Out in limited release this weekend was the biopic Hitchcock, which was directed by Sacha Gervasi and based on the book Alfred Hitchcock and the Making of Psycho, by Stephen Rebello. Development on the project began in 2005, when TV network A&E secured the rights to Rebello's book with the idea of producing a mini-series based around it. In 2007, the book was optioned as the basis for a movie by Ivan Reitman and Tom Pollock, with a view to produce through their Montecito Picture Company. The duo set up the project at Paramount, but after four years in development, it was moved to Fox Searchlight (The Montecito Picture Company remained on board as producer). John J. McLaughlin began work on the screenplay, with further passes done by Rebello, with a view to concentrate the story further on Hitchcock's relationship, both personal and professional, with his wife Alma. In November 2011, Sacha Gervasi, who made his directorial debut with the documentary Anvil: The Story of Anvil, was announced as director and casting quickly got underway.

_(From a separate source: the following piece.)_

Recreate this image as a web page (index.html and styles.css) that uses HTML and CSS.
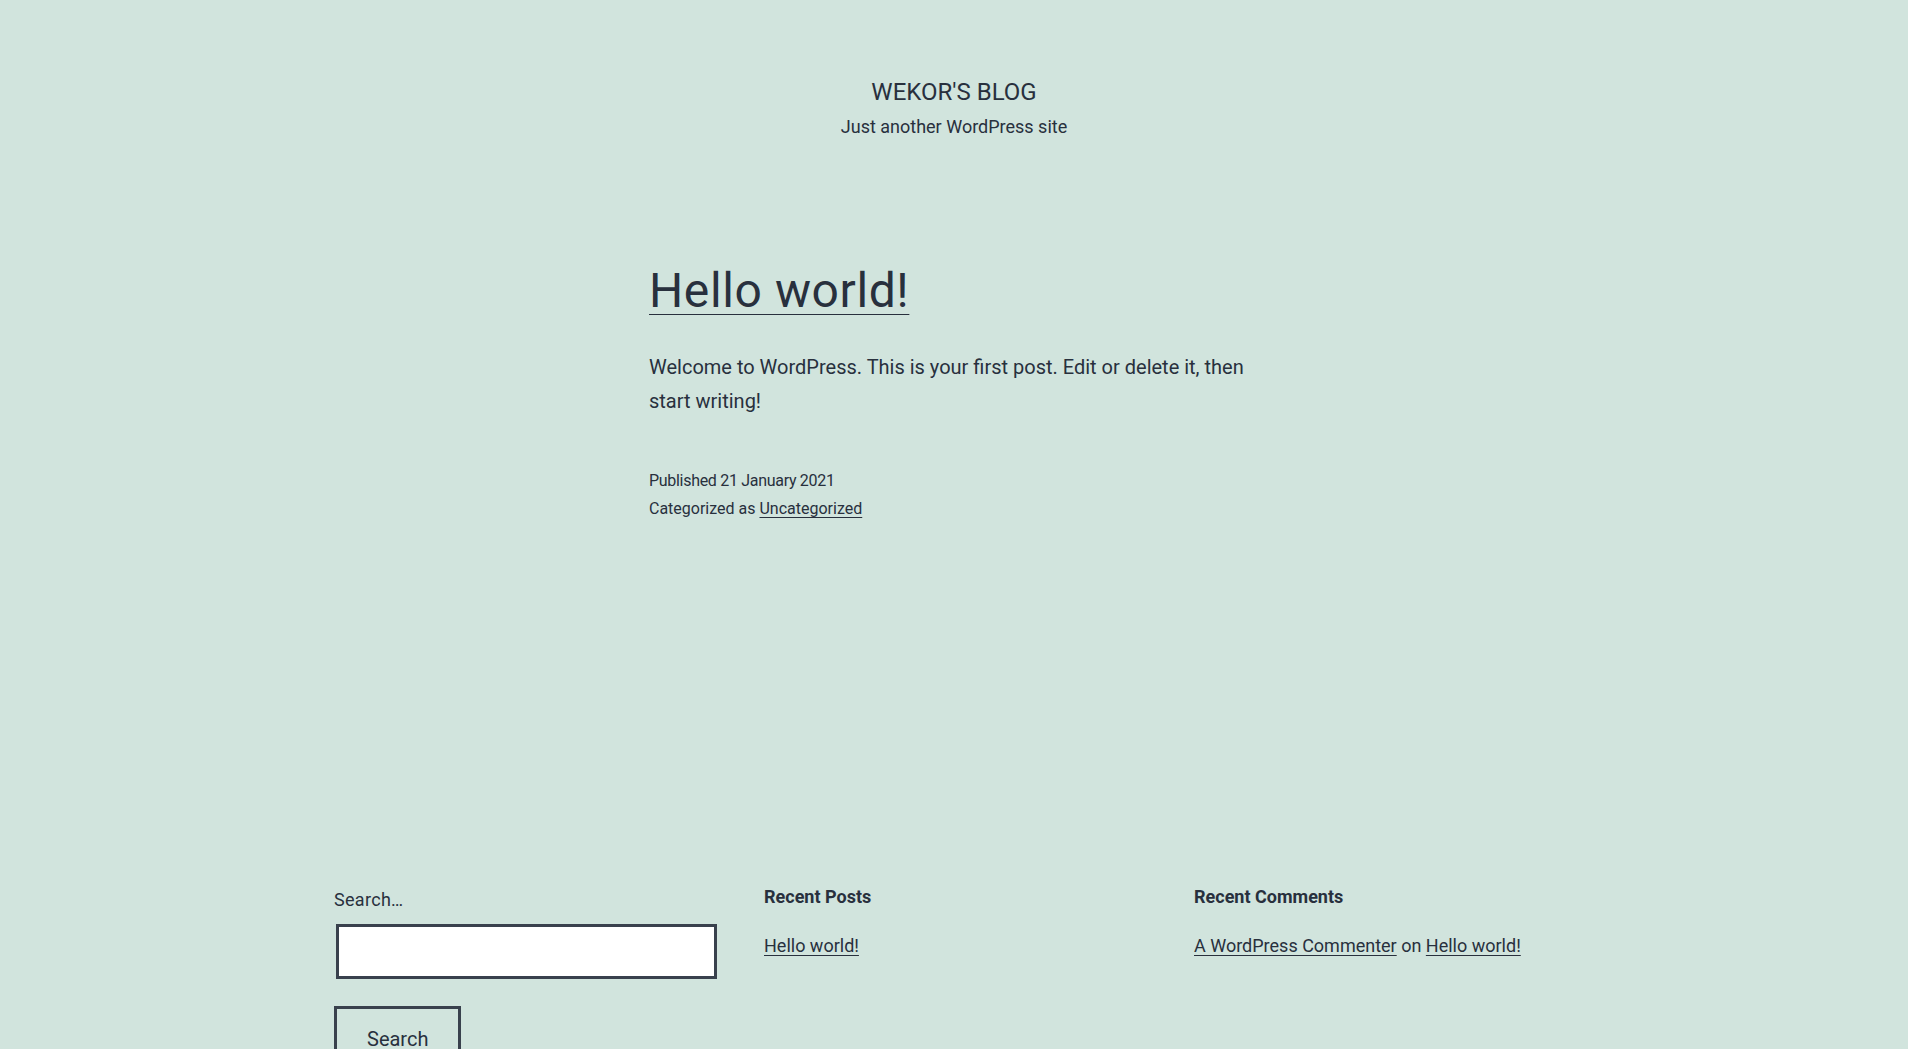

By December, Gervasi had secured Anthony Hopkins for the role of the legendary director, with Helen Mirren set to play his wife. Further casting was announced in March, with Scarlett Johansson and James D'arcy taking on the guise of Janet Leigh and Anthony Perkins respectively. In addition, Jennifer Biel would play Vera Miles, who worked with Hitchcock on a number of occasions, and Toni Collette as Peggy Robertson, the director's trusted assistant. Shooting got underway in April of this year and was completed by the end of May. With no release date set, it came as something of a surprise when Fox Searchlight announced on September 20th that the film would make its debut in just two months time (meaning it was eligible for Oscar contention). A trailer was issued three weeks later and the picture received its world premiere on November 1st. Early reviews were very strong, but as more critics weighed in, the shine was taken off somewhat. At seventeen locations, Hitchcock made $300K this weekend.